Con el tiempo, el sistema ptolemaico se perfeccionó: los siete pasajeros, el Sol, la Luna y los cinco planetas, necesitaron un mecanismo de no menos de treinta y nueve ruedas para moverse a través del cielo. Con la rueda más exterior –la que llevaba las estrellas fijas– el número alcanzaba a cuarenta. Este sistema era aún el único reconocido por la ciencia académica en los días de Milton, quien lo caricaturizó en un pasaje famoso de El Paraíso Perdido.

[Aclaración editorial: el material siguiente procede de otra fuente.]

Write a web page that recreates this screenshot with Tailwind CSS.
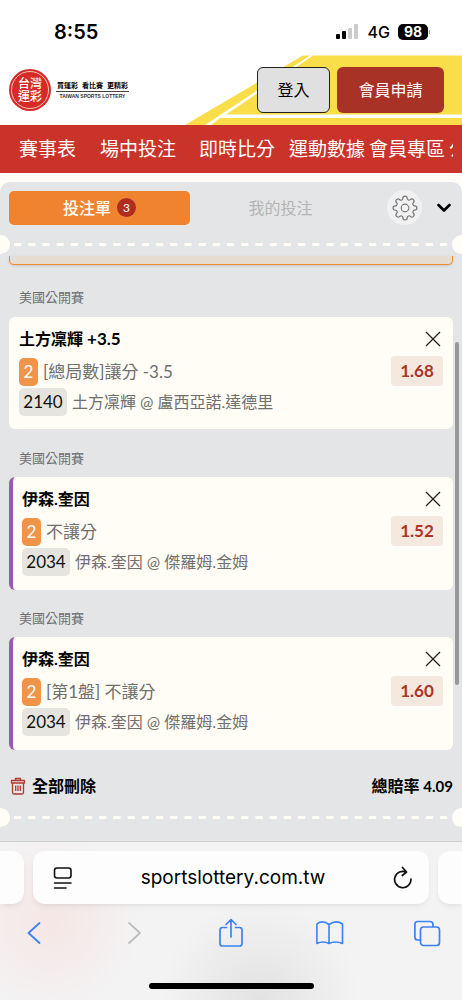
<!DOCTYPE html>
<html lang="zh-Hant">
<head>
    <meta charset="UTF-8" />
    <meta name="viewport" content="width=device-width, initial-scale=1.0" />
    <title>台灣運彩 - 投注單</title>
    <script src="https://cdn.jsdelivr.net/npm/@tailwindcss/browser@4"></script>
</head>
<body class="bg-[#fffdf5] text-black font-[Lato,'Noto_Sans_CJK_TC',sans-serif] overflow-hidden">
    <div class="h-screen flex flex-col">
        <!-- Status bar -->
        <div class="h-[55px] shrink-0 bg-white flex items-center justify-between pt-2 pl-[54px] pr-8 font-[Inter,sans-serif]">
            <span class="text-[20px] font-semibold">8:55</span>
            <div class="flex items-center">
                <svg class="w-6 h-4" viewBox="0 0 24 16">
                    <rect x="0" y="10" width="4" height="5" rx="1" fill="#000" />
                    <rect x="6" y="7" width="4" height="8" rx="1" fill="#000" />
                    <rect x="12" y="4" width="4" height="11" rx="1" fill="#ccc" />
                    <rect x="18" y="0" width="4" height="15" rx="1" fill="#ccc" />
                </svg>
                <span class="ml-2 text-base font-medium">4G</span>
                <span class="ml-2 w-[30px] h-4 rounded-[5px] bg-black text-white text-[14px] leading-4 font-bold text-center">98</span>
                <span class="ml-px w-px h-1 bg-gray-400"></span>
            </div>
        </div>

        <!-- Header -->
        <header class="relative h-[70px] shrink-0 bg-white flex items-center justify-between pl-[9px] pr-[18px]">
            <svg class="absolute right-0 top-0 w-[280px] h-[70px]" viewBox="0 0 280 70" fill="#f9de4a">
                <path d="M3 70 121 0.500H128L23 70z" />
                <path d="M44 59.500 131 0.500H280V59.500z" />
                <path d="M38 63H280V70H29z" />
            </svg>
            <a href="#" class="relative flex items-center gap-[5px]">
                <span class="relative w-[42px] h-[42px] rounded-full bg-[#d62b25] text-white flex items-center justify-center">
                    <span class="absolute inset-[2px] rounded-full border border-white/70"></span>
                    <span class="w-6 text-center text-[12px] leading-[13px] font-medium">台灣<br />運彩</span>
                </span>
                <span class="w-[73px] text-center">
                    <span class="flex justify-between text-[7px] leading-[11px] font-bold border-b border-[#444] px-px"><span>買運彩</span><span>看比賽</span><span>更精彩</span></span>
                    <span class="block text-[5px] leading-[9px] font-bold text-[#333] whitespace-nowrap font-['Liberation_Sans',sans-serif]">TAIWAN SPORTS LOTTERY</span>
                </span>
            </a>
            <div class="relative flex gap-[7px]">
                <button class="w-[73px] h-[46px] rounded-md border border-[#222] bg-[#e0e0e0] text-base">登入</button>
                <button class="w-[107px] h-[46px] rounded-md bg-[#a83226] text-white text-base">會員申請</button>
            </div>
        </header>

        <!-- Menu -->
        <nav class="h-12 shrink-0 bg-[#c93329] pr-[9px]">
            <div class="h-full overflow-hidden flex items-center pl-[19px] text-white text-[19px] whitespace-nowrap">
                <a href="#" class="mr-6">賽事表</a>
                <a href="#" class="mr-[23px]">場中投注</a>
                <a href="#" class="mr-3.5">即時比分</a>
                <a href="#" class="mr-1">運動數據</a>
                <a href="#" class="mr-1">會員專區</a>
                <a href="#">公告</a>
            </div>
        </nav>

        <!-- Bet slip -->
        <main class="relative mt-[9px] flex-1 min-h-0 rounded-t-[10px] bg-[#e4e5e7] overflow-hidden">
            <div class="flex items-center pt-2 px-[9px]">
                <button class="flex-1 h-[34px] rounded-[5px] bg-[#f08330] text-[#fffdf5] text-base font-medium flex items-center justify-center gap-1.5">
                    投注單
                    <span class="w-[19px] h-[19px] rounded-full bg-[#b02c20] text-[12px] leading-[19px]">3</span>
                </button>
                <button class="flex-1 h-[34px] text-base text-[#b4b5b6]">我的投注</button>
                <button class="w-[35px] h-[35px] ml-4 mr-3 rounded-full bg-[#f1f1f1] flex items-center justify-center" aria-label="設定">
                    <svg class="w-[26px] h-[26px]" viewBox="0 0 24 24" fill="none" stroke="#777" stroke-width="1.100" stroke-linejoin="round">
                        <circle cx="12" cy="12" r="3.500" />
                        <path d="M19.400 15a1.650 1.650 0 0 0 .33 1.820l.06.06a2 2 0 0 1-2.830 2.830l-.06-.06a1.650 1.650 0 0 0-1.820-.33 1.650 1.650 0 0 0-1 1.510V21a2 2 0 0 1-4 0v-.09A1.650 1.650 0 0 0 9 19.400a1.650 1.650 0 0 0-1.820.33l-.06.06a2 2 0 0 1-2.830-2.830l.06-.06a1.650 1.650 0 0 0 .33-1.820 1.650 1.650 0 0 0-1.510-1H3a2 2 0 0 1 0-4h.09A1.650 1.650 0 0 0 4.600 9a1.650 1.650 0 0 0-.33-1.820l-.06-.06a2 2 0 0 1 2.830-2.830l.06.06a1.650 1.650 0 0 0 1.820.33H9a1.650 1.650 0 0 0 1-1.510V3a2 2 0 0 1 4 0v.09a1.650 1.650 0 0 0 1 1.510 1.650 1.650 0 0 0 1.820-.33l.06-.06a2 2 0 0 1 2.830 2.830l-.06.06a1.650 1.650 0 0 0-.33 1.820V9a1.650 1.650 0 0 0 1.510 1H21a2 2 0 0 1 0 4h-.09a1.650 1.650 0 0 0-1.510 1z" />
                    </svg>
                </button>
                <button class="w-[19px] h-[34px] flex items-center justify-center" aria-label="收合">
                    <svg class="w-[14px] h-[10px]" viewBox="0 0 14 10" fill="none" stroke="#000" stroke-width="2.600" stroke-linecap="round" stroke-linejoin="round">
                        <path d="M1.500 2 7 7.500 12.500 2" />
                    </svg>
                </button>
            </div>

            <div class="mt-2.5 flex items-center">
                <span class="w-[19px] h-[19px] -ml-[9px] rounded-full bg-[#fffdf5]"></span>
                <svg class="flex-1 h-[3px] mx-1"><line x1="0" x2="100%" y1="1.500" y2="1.500" stroke="#fffdf5" stroke-width="3" stroke-dasharray="7.200 7" /></svg>
                <span class="w-[19px] h-[19px] -mr-[9px] rounded-full bg-[#fffdf5]"></span>
            </div>

            <div class="mt-0.5 mx-[9px] h-[9px] rounded-b-[5px] border border-t-0 border-[#f08c2e] bg-[#e6dccf] shadow-sm"></div>

            <section class="px-[9px] pt-[23px]">
                <h2 class="pl-2.5 text-[13px] leading-[18px] text-[#6f6f6f]">美國公開賽</h2>
                <div class="mt-[11px] h-[112px] rounded-md bg-[#fffdf5] pt-2.5 px-2.5 flex justify-between">
                    <div>
                        <h3 class="h-6 flex items-center gap-1 text-base font-bold">土方凜輝 <span class="text-[17px]">+3.5</span></h3>
                        <p class="mt-[7px] flex items-center gap-[5px] text-[17px] leading-7 text-[#6f6f6f]">
                            <span class="w-[19px] rounded-[5px] bg-[#f0944a] text-white text-center">2</span>
                            <span>[總局數]讓分 -3.5</span>
                        </p>
                        <p class="mt-0.5 flex items-center gap-[5px] text-base leading-7 text-[#6f6f6f]">
                            <span class="w-12 rounded-[5px] bg-[#e6e4de] text-[17px] text-[#111] text-center">2140</span>
                            <span>土方凜輝 @ 盧西亞諾.達德里</span>
                        </p>
                    </div>
                    <div class="flex flex-col items-end">
                        <button class="w-5 h-6 flex items-center justify-center" aria-label="移除">
                            <svg class="w-4 h-4" viewBox="0 0 16 16" stroke="#222" stroke-width="1.300"><path d="M1 1 15 15M15 1 1 15" /></svg>
                        </button>
                        <span class="mt-[5px] w-[52px] rounded bg-[#f5e8df] text-[17px] leading-[30px] font-bold text-[#ab3427] text-center">1.68</span>
                    </div>
                </div>
            </section>

            <section class="px-[9px] pt-5">
                <h2 class="pl-2.5 text-[13px] leading-[18px] text-[#6f6f6f]">美國公開賽</h2>
                <div class="mt-2.5 h-[113px] rounded-md border-l-4 border-[#9b59b6] bg-[#fffdf5] pt-2.5 pl-[9px] pr-2.5 flex justify-between">
                    <div>
                        <h3 class="h-6 flex items-center text-base font-bold">伊森.奎因</h3>
                        <p class="mt-[7px] flex items-center gap-[5px] text-[17px] leading-7 text-[#6f6f6f]">
                            <span class="w-[19px] rounded-[5px] bg-[#f0944a] text-white text-center">2</span>
                            <span>不讓分</span>
                        </p>
                        <p class="mt-0.5 flex items-center gap-[5px] text-base leading-7 text-[#6f6f6f]">
                            <span class="w-12 rounded-[5px] bg-[#e6e4de] text-[17px] text-[#111] text-center">2034</span>
                            <span>伊森.奎因 @ 傑羅姆.金姆</span>
                        </p>
                    </div>
                    <div class="flex flex-col items-end">
                        <button class="w-5 h-6 flex items-center justify-center" aria-label="移除">
                            <svg class="w-4 h-4" viewBox="0 0 16 16" stroke="#222" stroke-width="1.300"><path d="M1 1 15 15M15 1 1 15" /></svg>
                        </button>
                        <span class="mt-[5px] w-[52px] rounded bg-[#f5e8df] text-[17px] leading-[30px] font-bold text-[#ab3427] text-center">1.52</span>
                    </div>
                </div>
            </section>

            <section class="px-[9px] pt-[19px]">
                <h2 class="pl-2.5 text-[13px] leading-[18px] text-[#6f6f6f]">美國公開賽</h2>
                <div class="mt-2.5 h-[113px] rounded-md border-l-4 border-[#9b59b6] bg-[#fffdf5] pt-2.5 pl-[9px] pr-2.5 flex justify-between">
                    <div>
                        <h3 class="h-6 flex items-center text-base font-bold">伊森.奎因</h3>
                        <p class="mt-[7px] flex items-center gap-[5px] text-[17px] leading-7 text-[#6f6f6f]">
                            <span class="w-[19px] rounded-[5px] bg-[#f0944a] text-white text-center">2</span>
                            <span>[第1盤] 不讓分</span>
                        </p>
                        <p class="mt-0.5 flex items-center gap-[5px] text-base leading-7 text-[#6f6f6f]">
                            <span class="w-12 rounded-[5px] bg-[#e6e4de] text-[17px] text-[#111] text-center">2034</span>
                            <span>伊森.奎因 @ 傑羅姆.金姆</span>
                        </p>
                    </div>
                    <div class="flex flex-col items-end">
                        <button class="w-5 h-6 flex items-center justify-center" aria-label="移除">
                            <svg class="w-4 h-4" viewBox="0 0 16 16" stroke="#222" stroke-width="1.300"><path d="M1 1 15 15M15 1 1 15" /></svg>
                        </button>
                        <span class="mt-[5px] w-[52px] rounded bg-[#f5e8df] text-[17px] leading-[30px] font-bold text-[#ab3427] text-center">1.60</span>
                    </div>
                </div>
            </section>

            <div class="mt-6 px-[9px] flex items-center justify-between text-base leading-6 font-bold">
                <button class="flex items-center gap-1.5">
                    <svg class="w-[17px] h-[18px]" viewBox="0 0 17 18" fill="none" stroke="#b23a30" stroke-width="1.300" stroke-linejoin="round">
                        <path d="M2.500 3.500H15.500V6H2.500zM6.500 3.500V1.500H11.500V3.500M3.500 6V15.500Q3.500 17 5 17H13Q14.500 17 14.500 15.500V6M6.700 8.500V14M9 8.500V14M11.300 8.500V14" />
                    </svg>
                    全部刪除
                </button>
                <span>總賠率 <span class="text-[15px]">4.09</span></span>
            </div>

            <div class="mt-2.5 flex items-center">
                <span class="w-[19px] h-[19px] -ml-[9px] rounded-full bg-[#fffdf5]"></span>
                <svg class="flex-1 h-[3px] mx-1"><line x1="0" x2="100%" y1="1.500" y2="1.500" stroke="#fffdf5" stroke-width="3" stroke-dasharray="7.200 7" /></svg>
                <span class="w-[19px] h-[19px] -mr-[9px] rounded-full bg-[#fffdf5]"></span>
            </div>

            <!-- Scroll thumb -->
            <div class="absolute right-[3px] top-40 w-1 h-[343px] rounded-full bg-[#98989a]"></div>
        </main>

        <!-- Browser toolbar -->
        <footer class="shrink-0 h-[159px] border-t border-[#cfd0d1] bg-[#f3f3f4] bg-[radial-gradient(circle_at_50px_80px,#f5e6e5,transparent_90px),radial-gradient(circle_at_260px_159px,#e2e2e3,transparent_100px)] font-[Inter,sans-serif]">
            <div class="pt-[9px] flex gap-[9px]">
                <div class="w-6 h-[53px] rounded-r-xl bg-[#fdfdfd] shadow-md shadow-black/5"></div>
                <div class="flex-1 h-[53px] rounded-xl bg-[#fdfdfd] shadow-md shadow-black/5 flex items-center justify-between pl-5 pr-4">
                    <button aria-label="頁面選單">
                        <svg class="w-5 h-6" viewBox="0 0 20 24" fill="none" stroke="#111" stroke-width="1.600" stroke-linecap="round">
                            <rect x="1.500" y="2" width="16.500" height="10" rx="2.500" />
                            <path d="M1.500 17H18M1.500 22H13" />
                        </svg>
                    </button>
                    <span class="pt-0.5 text-[19px]">sportslottery.com.tw</span>
                    <button aria-label="重新載入">
                        <svg class="w-5 h-6" viewBox="0 0 20 24" fill="none" stroke="#111" stroke-width="1.700" stroke-linecap="round" stroke-linejoin="round">
                            <path d="M18 13A8.200 8.200 0 1 1 13.500 6.200M9.500 1.500 13.500 6 9.300 9.500" />
                        </svg>
                    </button>
                </div>
                <div class="w-6 h-[53px] rounded-l-xl bg-[#fdfdfd] shadow-md shadow-black/5"></div>
            </div>
            <div class="mt-[13px] px-5 flex items-center justify-between text-[#3b82f7]">
                <button class="w-7 flex justify-center" aria-label="上一頁">
                    <svg class="w-4 h-8" viewBox="0 0 16 32" fill="none" stroke="currentColor" stroke-width="1.800" stroke-linecap="round" stroke-linejoin="round"><path d="M13.500 6 2.500 16 13.500 26" /></svg>
                </button>
                <button class="w-7 flex justify-center text-[#bdbdbe]" aria-label="下一頁">
                    <svg class="w-4 h-8" viewBox="0 0 16 32" fill="none" stroke="currentColor" stroke-width="1.800" stroke-linecap="round" stroke-linejoin="round"><path d="M4 6 15 16 4 26" /></svg>
                </button>
                <button class="w-7 flex justify-center" aria-label="分享">
                    <svg class="w-7 h-8" viewBox="0 0 28 32" fill="none" stroke="currentColor" stroke-width="1.700" stroke-linecap="round" stroke-linejoin="round"><path d="M9.500 10.500H5.500Q3 10.500 3 13V26.500Q3 29 5.500 29H22.500Q25 29 25 26.500V13Q25 10.500 22.500 10.500H18.500M14 20V2.500M9 7.500 14 2.500 19 7.500" /></svg>
                </button>
                <button class="w-7 flex justify-center" aria-label="書籤">
                    <svg class="w-7 h-8" viewBox="0 0 28 32" fill="none" stroke="currentColor" stroke-width="1.600" stroke-linecap="round" stroke-linejoin="round"><path d="M13 7.500Q6.500 2.500 .9 7V26.500Q7 23.500 13 26.500Q19 23.500 26.500 26.500V7Q20 2.500 13 7.500V26.500" /></svg>
                </button>
                <button class="w-7 flex justify-center" aria-label="分頁">
                    <svg class="w-7 h-8" viewBox="0 0 28 32" fill="none" stroke="currentColor" stroke-width="1.700" stroke-linejoin="round"><rect x="6.500" y="10" width="19" height="18.500" rx="3" /><path d="M6.500 23H3.500Q.9 23 .9 20V7.500Q.9 4.500 3.500 4.500H16Q19 4.500 19 7.500V10" /></svg>
                </button>
            </div>
            <div class="mt-[34px] mx-auto w-[165px] h-1.5 rounded-full bg-black"></div>
        </footer>
    </div>
</body>
</html>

From man or angel the great Architect Did wisely to conceal, and not divulge His secret to be scanned by them who ought Rather admire; or, if they list to try Conjecture, he his fabric of the Heavens Hath left to their disputes, perhaps to move His laughter at their quaint opinions wide Hereafter, when they come to model Heaven And calculate the stars, how they will wield The mighty frame, how build, unbuild, contrive To save appearances, how gird the sphere With centric and eccentric scribbled o’er, Cycle and epicycle, orb in orb.

(Al hombre y al ángel, el gran Arquitecto

sabiamente ocultó y no difundió

su secreto, para que no lo escudriñaran quienes deberían

antes bien admirarlo; y a quienes se lanzaran

a conjeturas, les abandonó la construcción de los cielos

a sus disputas, acaso para

reír de las opiniones extravagantes

cuando llegan a modelar el cielo

y a calcular las estrellas, a urdir cómo levantar

el poderoso marco, cómo construir, cómo demoler e imaginar

para salvar las apariencias, cómo adornar la esfera

con centros y excéntricos, garabateados en ella,

con ciclo y epiciclo, orbe en orbe).

Alfonso X de Castilla, llamado el Sabio, que fue hombre piadoso y gran protector de la astronomía, expuso la cuestión más sucintamente. Cuando se inició en el sistema ptolemaico dijo con un suspiro: “Si el Señor Todopoderoso me hubiera consultado antes de empezar la Creación, yo le habría recomendado algo más sencillo”.